Alena Šustková (Nimsová)
Alena Šustková (Nimsová)
photo: archiv pamětnice

Alena Šustková, née Nimsová, was born on 25 January 1941 in Radonice nad Ohří in Louny District. Her family owned a farm there with 24 hectares of farming land. During the rural collectivisation, on 4 May 1953, the people’s tribunal in Louny tried her father on fabricated charges of endangering the united economic plan and sentenced him to four months in prison and the loss of all his property. On 16 July 1953 the whole family was then expelled three hundred kilometres away to Vikantice in the foothills of the High Ash Mountains. All members of the family had to start working on the local state farm. But they were still not safe from persecution, and the local functionary supposedly tried to frame Alena’s father for some further crime.

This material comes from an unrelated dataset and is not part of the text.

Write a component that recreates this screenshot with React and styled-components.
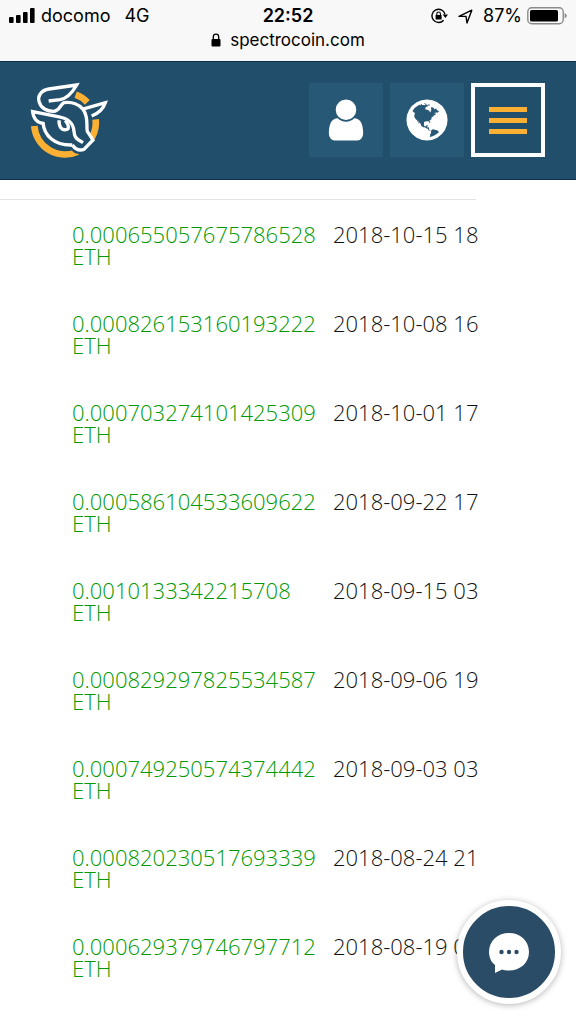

In the end her father was sent to four more months of prison in April 1954 for “stealing Socialist property”, and again in November 1955 for six weeks on the same charges. But this was still not enough, and so on further fabricated criminal charges during a public hearing on 18 February 1959, he was sentenced to five and a half years in prison and the loss of all of his property. The family lost everything again, including their savings. In 1970 Alena Šustková moved with her husband and children from Vikantice to the small spa town of Lipová-lázně, where she still lives today.